The editorial staff of Justice Info are in mourning after the death of our Africa editor, Ephrem Rugiririza, on Tuesday November 30 at his home in Kampala, Uganda. We publish here a tribute from one of those who knew him best in his early days as a journalist. They both joined Radio Rwanda in 1991, on the eve of a national cataclysm, the genocide of the Tutsis, through which Ephrem lived with a rare and life-saving concern for accuracy and balance.

Ephrem Rugiririza
Ephrem Rugiririza, our editor in chief for Africa, died on Tuesday 30 November. His funeral take place this Friday at 10am in his home region of Musanze (formerly Ruhengeri) in northern Rwanda. © Jean-Luc Mootoosamy / Fondation Hirondelle
1 min 50Approximate reading time

You never caused me pain before, why are you doing it now? Neither in Kigali among false brothers, nor in Arusha among wounded wild animals did you let me down! Indeed, we will never really understand. Now the fatal cloud has carried you away and my heart is too surprised to understand this unexpected departure.

Are there really words to express the loss of a friend, a brother, a fellow traveller in life’s journey like Ephrem?

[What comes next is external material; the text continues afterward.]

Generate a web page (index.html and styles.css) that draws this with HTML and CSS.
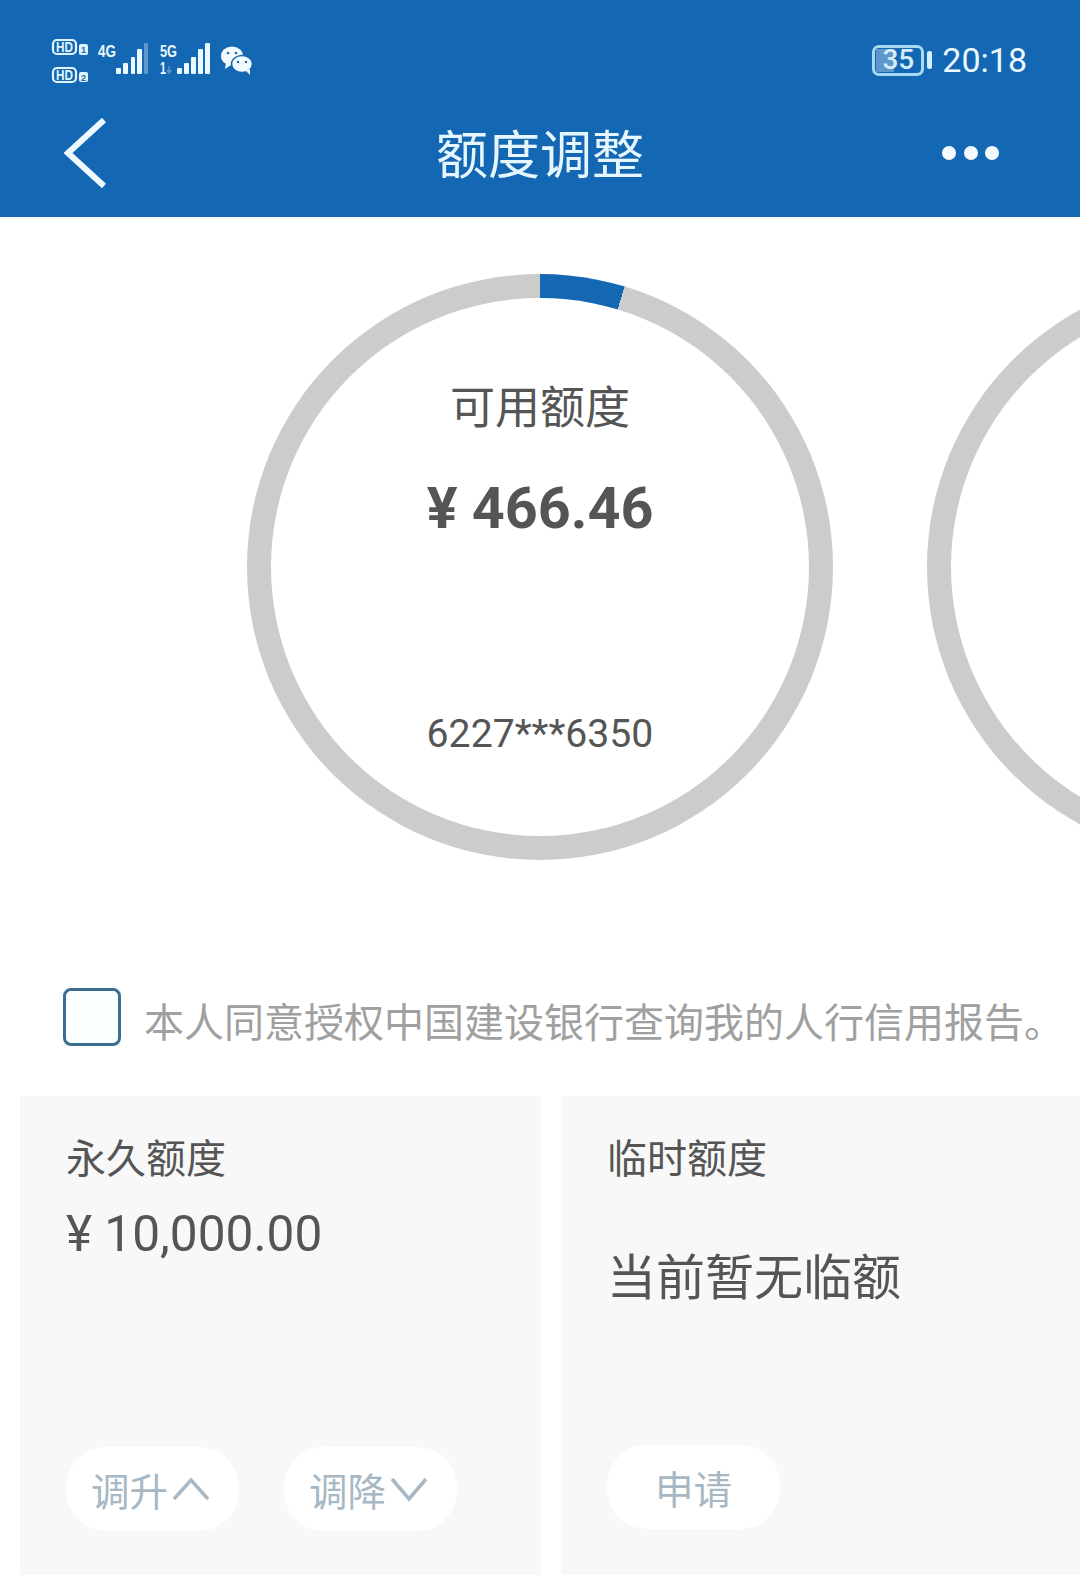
FILE: index.html
```html
<!DOCTYPE html>
<html lang="zh-CN">
<head>
    <meta charset="UTF-8">
    <meta name="viewport" content="width=device-width, initial-scale=1.0">
    <title>额度调整</title>
    <link rel="stylesheet" href="styles.css">
</head>
<body>
    <header class="top">
        <div class="status">
            <svg class="status-icons" width="205" height="48" viewBox="0 0 205 48">
                <!-- HD 1 / HD 2 -->
                <rect x="3" y="4" width="23" height="14" rx="4" fill="none" stroke="#dff4ff" stroke-width="2.2"/>
                <text x="14.500" y="16" class="tiny" text-anchor="middle" textLength="17" lengthAdjust="spacingAndGlyphs">HD</text>
                <rect x="29" y="8" width="9" height="11" rx="2" fill="#dff4ff"/>
                <text x="33.500" y="17" class="digit" text-anchor="middle">1</text>
                <rect x="3" y="32" width="23" height="14" rx="4" fill="none" stroke="#dff4ff" stroke-width="2.2"/>
                <text x="14.500" y="44" class="tiny" text-anchor="middle" textLength="17" lengthAdjust="spacingAndGlyphs">HD</text>
                <rect x="29" y="36" width="9" height="10" rx="2" fill="#dff4ff"/>
                <text x="33.500" y="45" class="digit" text-anchor="middle">2</text>
                <!-- sim 1 -->
                <text x="48" y="21" class="net" textLength="18" lengthAdjust="spacingAndGlyphs">4G</text>
                <rect x="66" y="32" width="5" height="6" rx="1" fill="#eaf8ff"/>
                <rect x="73" y="27" width="5" height="11" rx="1" fill="#eaf8ff"/>
                <rect x="81" y="21" width="4" height="17" rx="1" fill="#eaf8ff"/>
                <rect x="87" y="13" width="5" height="25" rx="1" fill="#eaf8ff"/>
                <rect x="94" y="7" width="4" height="31" rx="1" fill="#5d97cb"/>
                <!-- sim 2 -->
                <text x="110" y="21" class="net" textLength="17" lengthAdjust="spacingAndGlyphs">5G</text>
                <text x="110" y="38" class="net" textLength="6" lengthAdjust="spacingAndGlyphs">1</text>
                <path d="M119 30v6m-2-2l2 3 2-3" fill="none" stroke="#5d97cb" stroke-width="1.500"/>
                <rect x="127" y="32" width="5" height="6" rx="1" fill="#eaf8ff"/>
                <rect x="134" y="27" width="5" height="11" rx="1" fill="#eaf8ff"/>
                <rect x="141" y="21" width="5" height="17" rx="1" fill="#eaf8ff"/>
                <rect x="148" y="13" width="5" height="25" rx="1" fill="#eaf8ff"/>
                <rect x="155" y="7" width="5" height="31" rx="1" fill="#eaf8ff"/>
                <!-- wechat -->
                <ellipse cx="182" cy="20" rx="11" ry="9.500" fill="#f2fbff"/>
                <path d="M176 27l-1 6 6-4z" fill="#f2fbff"/>
                <ellipse cx="192" cy="28" rx="10.500" ry="8.500" fill="#f2fbff" stroke="#1467b3" stroke-width="1.500"/>
                <path d="M196 35l4 4 0-6z" fill="#f2fbff"/>
                <circle cx="178" cy="17" r="1.300" fill="#1467b3"/>
                <circle cx="186" cy="17" r="1.300" fill="#1467b3"/>
                <circle cx="188" cy="26" r="1.200" fill="#1467b3"/>
                <circle cx="196" cy="26" r="1.200" fill="#1467b3"/>
            </svg>
            <div class="status-right">
                <div class="battery">
                    <div class="battery-body"><span class="battery-fill"></span><span class="battery-num">35</span></div>
                    <span class="battery-nub"></span>
                </div>
                <span class="time">20:18</span>
            </div>
        </div>
        <nav class="nav">
            <svg class="back" width="46" height="72" viewBox="0 0 46 72">
                <path d="M40 3L4 36l36 33" fill="none" stroke="#eefaff" stroke-width="6"/>
            </svg>
            <h1 class="title">额度调整</h1>
            <div class="more"><i></i><i></i><i></i></div>
        </nav>
    </header>

    <section class="rings">
        <div class="ring ring-main">
            <div class="ring-inner">
                <p class="ring-label">可用额度</p>
                <p class="ring-amount">¥ 466.46</p>
                <p class="ring-card">6227***6350</p>
            </div>
        </div>
        <div class="ring">
            <div class="ring-inner"></div>
        </div>
    </section>

    <section class="agree">
        <span class="checkbox"></span>
        <span class="agree-text">本人同意授权中国建设银行查询我的人行信用报告。</span>
    </section>

    <section class="cards">
        <div class="card">
            <p class="card-label">永久额度</p>
            <p class="card-money">¥ 10,000.00</p>
            <div class="card-actions">
                <a class="pill">调升<svg width="38" height="26" viewBox="0 0 38 26"><path d="M2 23L19 4l17 19" fill="none" stroke="#a7b8c4" stroke-width="3.500"/></svg></a>
                <a class="pill">调降<svg width="38" height="26" viewBox="0 0 38 26"><path d="M2 3l17 20L36 3" fill="none" stroke="#a7b8c4" stroke-width="3.500"/></svg></a>
            </div>
        </div>
        <div class="card">
            <p class="card-label">临时额度</p>
            <p class="card-none">当前暂无临额</p>
            <div class="card-actions">
                <a class="pill pill-apply">申请</a>
            </div>
        </div>
    </section>
</body>
</html>
```

FILE: styles.css
```css
html, body {
    margin: 0;
    padding: 0;
    height: 1590px;
    overflow: hidden;
    background: #fff;
    font-family: Roboto, "Noto Sans CJK SC", sans-serif;
}

p, h1 {
    margin: 0;
    font-weight: 400;
}

/* header */
.top {
    height: 217px;
    background-color: #1467b3;
    color: #eaf8ff;
}

.status {
    display: flex;
    justify-content: space-between;
    align-items: center;
    height: 48px;
    padding: 36px 53px 0 50px;
}

.status-icons {
    display: block;
}

.tiny {
    font: 700 14px "Liberation Sans", sans-serif;
    fill: #dff4ff;
}

.digit {
    font: 700 9px "Liberation Sans", sans-serif;
    fill: #1467b3;
}

.net {
    font: 700 17px "Liberation Sans", sans-serif;
    fill: #eaf8ff;
}

.status-right {
    display: flex;
    align-items: center;
    gap: 10px;
}

.battery {
    display: flex;
    align-items: center;
    gap: 3px;
}

.battery-body {
    display: flex;
    align-items: center;
    justify-content: center;
    position: relative;
    box-sizing: border-box;
    width: 52px;
    height: 31px;
    border: 3px solid #a9d8f2;
    border-radius: 7px;
}

.battery-fill {
    position: absolute;
    left: 1px;
    top: 1px;
    bottom: 1px;
    width: 18px;
    background-color: #5d97cb;
}

.battery-num {
    position: relative;
    font-size: 28px;
    font-weight: 500;
    line-height: 1;
    color: #d4eefc;
}

.battery-nub {
    width: 5px;
    height: 18px;
    border-radius: 2px;
    background-color: #d4eefc;
}

.time {
    font-size: 34px;
    line-height: 1;
}

.nav {
    display: grid;
    grid-template-columns: 1fr auto 1fr;
    align-items: start;
    padding: 33px 64px 0 64px;
}

.back {
    display: block;
}

.title {
    margin-top: 4px;
    font-size: 52px;
    line-height: 72px;
    color: #e6f6ff;
}

.more {
    display: flex;
    justify-content: flex-end;
    gap: 7.500px;
    margin-top: 29px;
    padding-right: 17px;
}

.more i {
    width: 14px;
    height: 14px;
    border-radius: 50%;
    background-color: #f4fcff;
}

/* rings */
.rings {
    display: flex;
    gap: 94px;
    box-sizing: border-box;
    width: 1080px;
    overflow: hidden;
    padding: 57px 0 0 247px;
}

.ring {
    flex: none;
    box-sizing: border-box;
    width: 586px;
    height: 586px;
    padding: 24px;
    border-radius: 50%;
    background: #ccc;
}

.ring-main {
    background: conic-gradient(#1467b3 0 4.66%, #ccc 4.66% 100%);
}

.ring-inner {
    display: flex;
    flex-direction: column;
    align-items: center;
    height: 100%;
    border-radius: 50%;
    background: #fff;
    color: #555;
}

.ring-label {
    margin-top: 79px;
    font-size: 45px;
    line-height: 64px;
}

.ring-amount {
    margin-top: 33px;
    font-size: 57.500px;
    font-weight: 700;
    line-height: 70px;
}

.ring-card {
    margin-top: 165px;
    font-size: 39.200px;
    line-height: 50px;
}

/* agreement */
.agree {
    display: flex;
    align-items: flex-start;
    gap: 23px;
    margin-top: 128px;
    padding-left: 63px;
}

.checkbox {
    flex: none;
    box-sizing: border-box;
    width: 58px;
    height: 58px;
    border: 3.500px solid #3b6e8f;
    border-radius: 8px;
    background-color: #fbfeff;
}

.agree-text {
    padding-top: 13px;
    font-size: 40px;
    line-height: 45px;
    white-space: nowrap;
    color: #a0a0a0;
}

/* cards */
.cards {
    display: grid;
    grid-template-columns: 521px 519px;
    gap: 20px;
    margin-top: 50px;
    padding-left: 20px;
}

.card {
    display: flex;
    flex-direction: column;
    box-sizing: border-box;
    height: 479px;
    padding: 36px 0 44px 46px;
    background-color: #f8f8f8;
    color: #555;
}

.card-label {
    font-size: 40px;
    line-height: 56px;
}

.card-money {
    margin-top: 17px;
    font-size: 49.600px;
    line-height: 58px;
}

.card-none {
    margin-top: 56px;
    font-size: 49px;
    line-height: 70px;
}

.card-actions {
    display: flex;
    gap: 45px;
    margin-top: auto;
}

.pill {
    display: flex;
    align-items: center;
    box-sizing: border-box;
    width: 173px;
    height: 84px;
    padding-left: 25px;
    border-radius: 40px;
    background-color: #fff;
    font-size: 38.500px;
    color: #a7b8c4;
}

.pill svg {
    margin-left: 4px;
}

.pill-apply {
    justify-content: center;
    padding-left: 0;
    margin-bottom: 2px;
}
```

Probably not, unless it is possible to draw them from the depths of this sincere soul, this alert spirit, this pure heart full of love and closed to the narrowmindedness of his time mired in hatred and discord.

Indeed, how many clichés, barriers and prejudices have his smile and his eternal NO brought effortlessly down, without him knowing or doing it to please, so spontaneous has he always been.

When we met in 1991 at Radio Rwanda, the preserve of the Hutu regime [under the late former president Juvénal Habyarimana], he was the only one who had maintained a spirit of kinship to warn me from time to time of the dangers that lurked, including in journalistic reports that could be traps. He saw me and others who were blacklisted [at a time when Tutsis and moderate Hutus were being sidelined] as his fellow mankind - a togetherness that helped him make a difference in the midst of the turmoil and inhumanity of 1994.

When I saw him again on his return from exile, this written part of his life argued, more than our testimonies, for trust and reintegration at a time when most of his colleagues had fled and not returned, pursued by “the eye of Cain” of vengeance and guilt.

If for Jean-Paul Sartre "to choose is to die", Ephrem's choices have shown that "to choose is to live", eternally through the history written in the ink of his life, through his humour, his intelligence. Choices, a sort of umbilical cord that links him to his children Diane, Rémy and Nancy and to the family of Fondation Hirondelle, which he has so enlightened with his wisdom, his stance, his humanism and above all his professionalism.

May his star continue to shine for those who need to learn, understand and love. Good people don't die, they slip away to see what we do with their gift of themselves.

So Ephrem, rest in peace, beloved brother, you have worked hard!